Wer deutsch sprechen kann, ausgebildet und arbeitsfähig ist, der muss doch eigentlich eine gute Chance haben, seinen Platz auf dem deutschen Arbeitsmarkt zu finden. Deutschland steht vor einer gewaltigen demografischen Herausforderung. Die Menschen werden immer älter, der Nachwuchs bleibt aus. Das spüren die Unternehmen. Auf 100 Arbeitslose kommen schon jetzt fast 200 freie Fachkräftestellen. Können die Flüchtlinge die Lücken füllen?
Ganz so einfach ist das nicht. In Deutschland stehen die Bereiche Maschinenbau, Fahrzeugbau und Elektrotechnik für 20 Prozent der Wirtschaftsleistung. In den Herkunftsländern der Flüchtlinge haben diese Industrien hingegen überhaupt keine Tradition. Deshalb sind Voraussetzungen und Qualifikation praktisch nicht gegeben. Trotzdem ist eine knappe Mehrheit der Befragten der Meinung, dass die deutsche Wirtschaft durch die zugewanderten Arbeitskräfte gestärkt wird.
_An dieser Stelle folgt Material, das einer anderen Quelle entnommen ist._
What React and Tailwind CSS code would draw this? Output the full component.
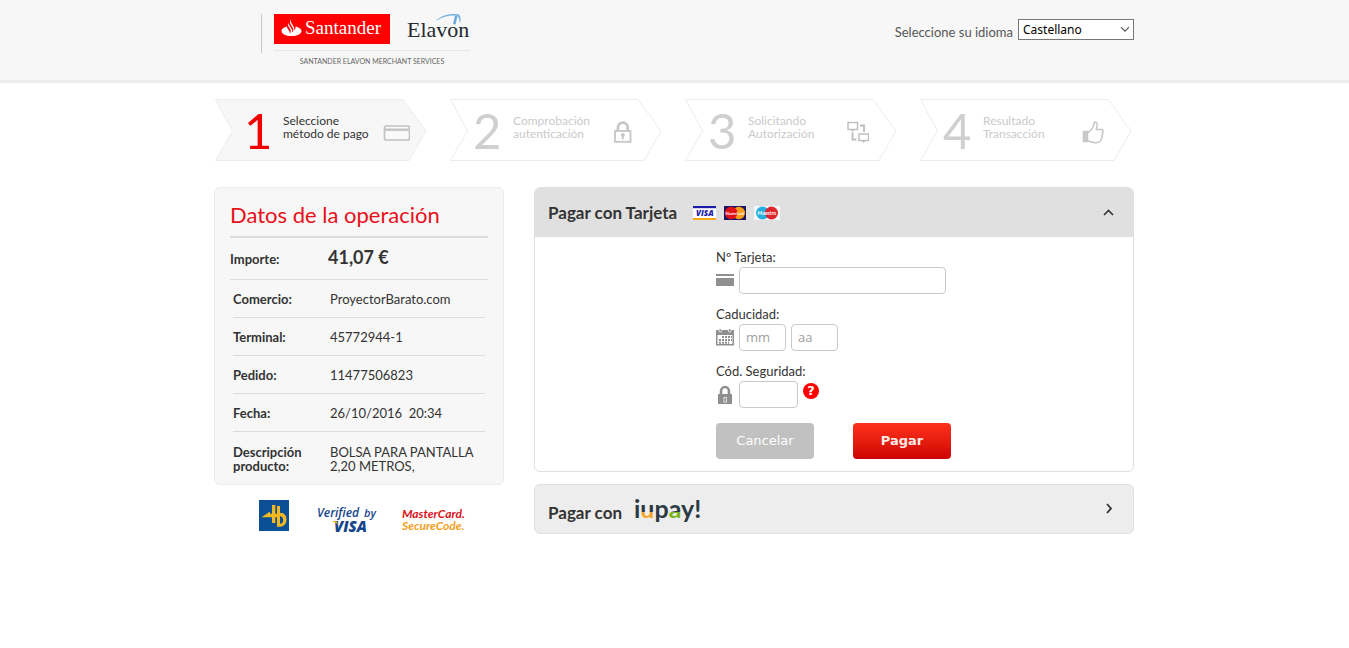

Wie schon bei der Frage zum Bildungs- und Sozialsystem sind es auch hier die AfD-Wähler, die im Zuzug der Flüchtlinge keine Vorteile erkennen können. Neun von zehn Befragten sehen das so.
Unabhängig von den parteipolitischen Präferenzen sind vor allem jüngere Deutsche und jene mit einem höheren Bildungsabschluss oder einem hohen Nettoeinkommen der Meinung, dass die Flüchtlinge der deutschen Wirtschaft nutzen werden. Über 50-Jährige und Menschen, die maximal einen Hauptschulabschluss erreicht haben, stimmen dieser Aussage hingegen eher nicht zu.
Nicht nur für die Wirtschaft, auch für die Gesellschaft wird der Zuzug der Flüchtlinge Folgen haben. Schon jetzt ist Deutschland vor allem in Großstädten bunt und vielfältig. In Zukunft wird sich dieser Eindruck noch verstärken. Finden die Deutschen das gut?
Auch hier sind es jenseits der Nähe zu bestimmten Parteien vor allem jüngere und gebildetere Deutsche, die eine bunte Gesellschaft begrüßen. Sie sind es auch, die den Zusammenhang zwischen Angela Merkels Flüchtlingspolitik und einem Anstieg von Terroranschlägen eher verneinen. Je älter die Befragten und je geringer ihre Schulbildung, desto eher sind sie der Meinung, dass in Deutschland zukünftig mit mehr Anschlägen gerechnet werden muss.
Ganz entscheidend war auch in dieser Frage aber die parteipolitische Präferenz. Nur sieben von Hundert Anhängern der Alternative für Deutschland sind der Meinung, dass es in Deutschland in Zukunft nicht mehr Terroranschläge geben wird.
Im Ergebnis zeigt die Umfrage, dass Merkels Flüchtlingspolitik von den Deutschen durchaus differenziert beurteilt wird. Licht- und Schattenseiten halten sich die Waage. Aus dem Rahmen fallen allein Anhänger der Grünen und der AfD. Letztere sind mit überragender Mehrheit der Meinung, dass die Flüchtlingspolitik der Bundesregierung ausnahmslos negative Folgen für Deutschland haben wird. Rund drei Viertel der Grünen-Anhänger sind hingegen der Meinung, dass das Land die Herausforderungen meistern und vom Zuzug der Flüchtlinge profitieren wird.